I hear a lot of clients talk about how well the stock market has been doing since the crash of 2008. “Oh, yeah! Ive made all the money back and then some!”… the same ole story. But let me ask you this: What if you were having to take income during those down years? What would that have looked like? Beginning this year, the Required Minimum Distribution for Qualified Money age was raised from 70 1/2 to age 72.
That means that if you have a retirement account such as an IRA that money has been tax deferred all these years (never taxed). Well, the Government wants their cut so at age 72, you HAVE to make withdrawals so they can get their tax cut!
Now let us suppose that all your retirement is in the market, mutual funds, etc. and you reach age 72, you take your mandatory withdraw. The market is up- great you are still winning! Market is down- uh oh! You are selling when the market is down. BAD but Mandatory !
In all actuality since the year 2000, the total return has really only averaged 3.40%. So over a 20 year period, you have earned an average of 3.4%.
Now lets look at an example:
$100,000 Qualified Money from an IRA
Not to get too deep in the weeds here, let’s just look at the RMD calculation at age 72. For simplicity sake, the IRS gives a number for each age. That number it age 72 is 27.4. So to calculate your “RMD” so $100,000 divided by 27.4 equals $3,774. The percentage you are having to withdraw form your account is 3.8% (roughly). Now if you earned 8%, great! You took your withdraw and still added 4.2% to your account value- $104,200! Conversely, the market is down 9% at the point you have to take your withdraw. Let’s look at that.
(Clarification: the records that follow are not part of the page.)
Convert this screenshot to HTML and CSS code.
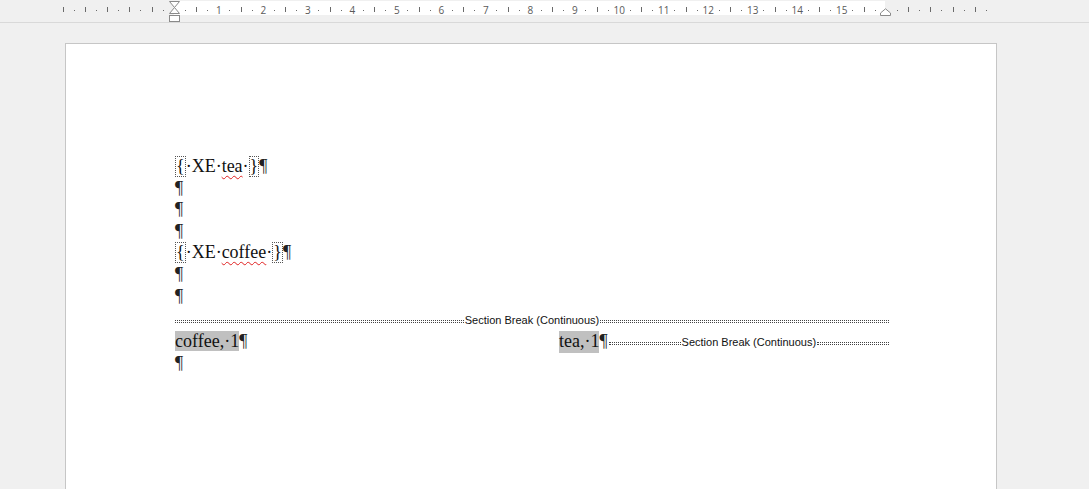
FILE: index.html
```html
<!DOCTYPE html>
<html>
<head>
<meta charset="utf-8">
<link rel="stylesheet" href="styles.css">
</head>
<body>
<div class="ruler">
  <div class="ticks">
    <i class="t l"></i><i class="t d"></i><i class="t l"></i><i class="t d"></i><i class="t l"></i><i class="t d"></i><i class="t l"></i><i class="t d"></i><i class="t l"></i><i class="t d"></i><i class="t"></i>
    <i class="t d"></i><i class="t l"></i><i class="t d"></i><i class="t n">1</i>
    <i class="t d"></i><i class="t l"></i><i class="t d"></i><i class="t n">2</i>
    <i class="t d"></i><i class="t l"></i><i class="t d"></i><i class="t n">3</i>
    <i class="t d"></i><i class="t l"></i><i class="t d"></i><i class="t n">4</i>
    <i class="t d"></i><i class="t l"></i><i class="t d"></i><i class="t n">5</i>
    <i class="t d"></i><i class="t l"></i><i class="t d"></i><i class="t n">6</i>
    <i class="t d"></i><i class="t l"></i><i class="t d"></i><i class="t n">7</i>
    <i class="t d"></i><i class="t l"></i><i class="t d"></i><i class="t n">8</i>
    <i class="t d"></i><i class="t l"></i><i class="t d"></i><i class="t n">9</i>
    <i class="t d"></i><i class="t l"></i><i class="t d"></i><i class="t n">10</i>
    <i class="t d"></i><i class="t l"></i><i class="t d"></i><i class="t n">11</i>
    <i class="t d"></i><i class="t l"></i><i class="t d"></i><i class="t n">12</i>
    <i class="t d"></i><i class="t l"></i><i class="t d"></i><i class="t n">13</i>
    <i class="t d"></i><i class="t l"></i><i class="t d"></i><i class="t n">14</i>
    <i class="t d"></i><i class="t l"></i><i class="t d"></i><i class="t n">15</i>
    <i class="t d"></i><i class="t l"></i><i class="t d"></i><i class="t"></i>
    <i class="t d"></i><i class="t l"></i><i class="t d"></i><i class="t l"></i><i class="t d"></i><i class="t l"></i><i class="t d"></i><i class="t l"></i><i class="t d"></i>
  </div>
  <svg class="mk-left" width="13" height="23" viewBox="0 0 13 23">
    <path d="M1.5 1.5 H11.5 L6.5 7.5 Z" fill="#fff" stroke="#8a8a8a" stroke-width="1"/>
    <path d="M6.5 7.5 L11.5 13.5 H1.5 Z" fill="#fff" stroke="#8a8a8a" stroke-width="1"/>
    <rect x="1.5" y="15.5" width="10" height="6" fill="#fff" stroke="#8a8a8a" stroke-width="1"/>
  </svg>
  <svg class="mk-right" width="13" height="9" viewBox="0 0 13 9">
    <path d="M1.5 7.5 V5 L6.5 0.8 L11.5 5 V7.5 Z" fill="#fff" stroke="#8a8a8a" stroke-width="1"/>
  </svg>
</div>

<div class="page">
  <div class="content">
    <p class="para"><span class="fb">{</span>·XE·<span class="sp">tea</span>·<span class="fb">}</span><span class="pm">¶</span></p>
    <p class="para"><span class="pm">¶</span></p>
    <p class="para"><span class="pm">¶</span></p>
    <p class="para"><span class="pm">¶</span></p>
    <p class="para"><span class="fb">{</span>·XE·<span class="sp">coffee</span>·<span class="fb">}</span><span class="pm">¶</span></p>
    <p class="para"><span class="pm">¶</span></p>
    <p class="para"><span class="pm">¶</span></p>
    <div class="sbreak main"><span class="dots"></span><span class="sb-label">Section Break (Continuous)</span><span class="dots"></span></div>
    <div class="cols">
      <p class="para"><span class="hl">coffee,·1</span><span class="pm">¶</span></p>
      <div class="para rowline"><span class="hl">tea,·1</span><span class="pm">¶</span><div class="sbreak inline"><span class="dots"></span><span class="sb-label">Section Break (Continuous)</span><span class="dots"></span></div></div>
    </div>
    <p class="para"><span class="pm">¶</span></p>
  </div>
</div>
</body>
</html>
```

FILE: styles.css
```css
html, body {
  margin: 0;
  padding: 0;
  background: #f0f0f0;
  overflow: hidden;
  height: 489px;
}

.ruler {
  position: relative;
  height: 22px;
  border-bottom: 1px solid #d9d9d9;
  background-color: #f0f0f0;
  background-image: linear-gradient(to right, transparent 174px, #ffffff 174px, #ffffff 885px, transparent 885px);
  background-size: 100% 14px;
  background-position: 0 1px;
  background-repeat: no-repeat;
}

.ticks {
  display: flex;
  height: 19px;
  margin-left: 57.45px;
  font-family: "Open Sans", "Liberation Sans", sans-serif;
  font-size: 10px;
  color: #5a5a5a;
}

.t {
  flex: none;
  width: 11.125px;
  display: flex;
  justify-content: center;
  align-items: center;
  font-style: normal;
  line-height: 1;
}

.t.d::before {
  content: "";
  width: 1px;
  height: 1px;
  background: #6a6a6a;
  margin-top: 1px;
}

.t.l::before {
  content: "";
  width: 1px;
  height: 5px;
  background: #6a6a6a;
}

.t.n {
  padding-top: 1px;
}

.mk-left {
  position: absolute;
  left: 168px;
  top: 0;
}

.mk-right {
  position: absolute;
  left: 879px;
  top: 8px;
}

.page {
  margin: 20px 0 0 65px;
  width: 930px;
  height: 445px;
  background: #ffffff;
  border: 1px solid #c6c6c6;
  border-bottom: none;
}

.content {
  padding: 112px 107px 0 109px;
  font-family: "Liberation Serif", "Times New Roman", serif;
  font-size: 18px;
  color: #111;
}

.para {
  margin: 0;
  height: 21.6px;
  line-height: 21.6px;
  white-space: nowrap;
}

.pm {
  color: #222;
}

.fb {
  display: inline-block;
  border: 1px dotted #555;
  line-height: 19px;
  padding: 0;
  vertical-align: top;
  margin-top: 0;
}

.sp {
  text-decoration: underline wavy #e02020;
  text-decoration-thickness: 1px;
  text-underline-offset: 3px;
}

.hl {
  background: #c0c0c0;
}

.sbreak {
  display: flex;
  align-items: center;
}

.sbreak.main {
  height: 22px;
  margin-top: 2px;
}

.dots {
  flex: 1;
  height: 1px;
  border-top: 1px dotted #444;
  border-bottom: 1px dotted #444;
  margin-top: 3px;
}

.sb-label {
  font-family: "Liberation Sans", Arial, sans-serif;
  font-size: 11px;
  color: #111;
  padding: 0 1px;
  line-height: 14px;
}

.cols {
  display: grid;
  grid-template-columns: 1fr 1fr;
  column-gap: 54px;
  height: 22px;
  align-items: center;
}

.rowline {
  display: flex;
  align-items: center;
}

.sbreak.inline {
  flex: 1;
  margin-left: 1px;
}
```
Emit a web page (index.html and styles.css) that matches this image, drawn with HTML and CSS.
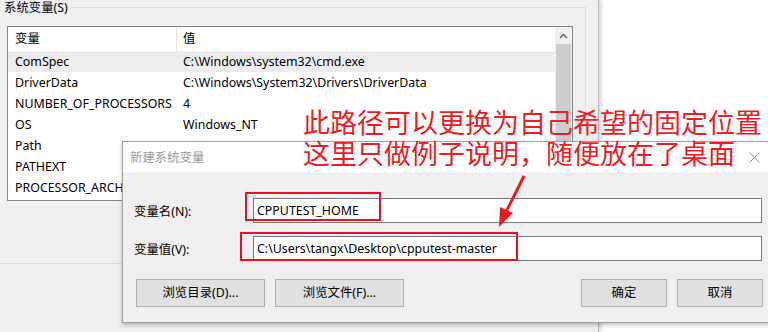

Your $100,000 has is worth $91,000 at the time you have to take your RMD so take $91,000 and divide by the 27.4 that comes to $3,321. So now your total account value is $87,679.
Lastly, I want to illustrate the sequence of returns:
The risk of receiving lower of negative returns early in a period when withdrawals are made from an investment portfolio is known as sequence of return risk. If you are taking withdrawals from your portfolio, the order or the sequence of investment returns can significantly impact your portfolio overall value.
Consider the following hypothetical investment scenario for Mr. Singletary and Mr. Bice.
Mr. Singletary and Mr. Bice started with $1 million investment portfolio at age 65. Both averaged annual returns that grows to the same value after 25 years, but they experience their annual returns in an inverse order from each other. See chart below demonstrating their different paths from each other.
Now let’s look at how the sequence of returns can impact a portfolio when taking distributions:
Mr Singletary and Mr Bice still start with an initial $1 million investment portfolio. But in this example, they start taking 5% withdrawals (of the initial value) beginning immediately at age 65. Mr Singletary begins taking withdrawals in an up market, giving him the optimal environment to maintain his portfolio value long-term. Unfortunately for Mr Bice, he starts taking income in a down market and depletes his entire portfolio before reaching age 83.
Heres the alternative: Income Riders provide guaranteed income that satisfy your RMD…. and best yet, it never goes away!
Source: Lincoln OptiBlend 10
Example: You retire at age 65 with the same $1,000,000 investment that you had rolled over into a Fixed Indexed Annuity with an income rider that begins paying income at age 65. The income percentage is 4.50% so you will receive $45,000 guaranteed for life while satisfying all RMD requirements. FINALLY, it is not affected by market down turns. You are participating in the market upturns, with no downside risk! So, Yes! you are sacrificing $5,000 per year in comparison to Mr Singletary with income in an “up-market” but keep in mind, you are also guaranteeing $45,000 per year for the rest of your life so you are not like Mr Bice with Income running out at age 82…..and you are still participating in the market up-swings!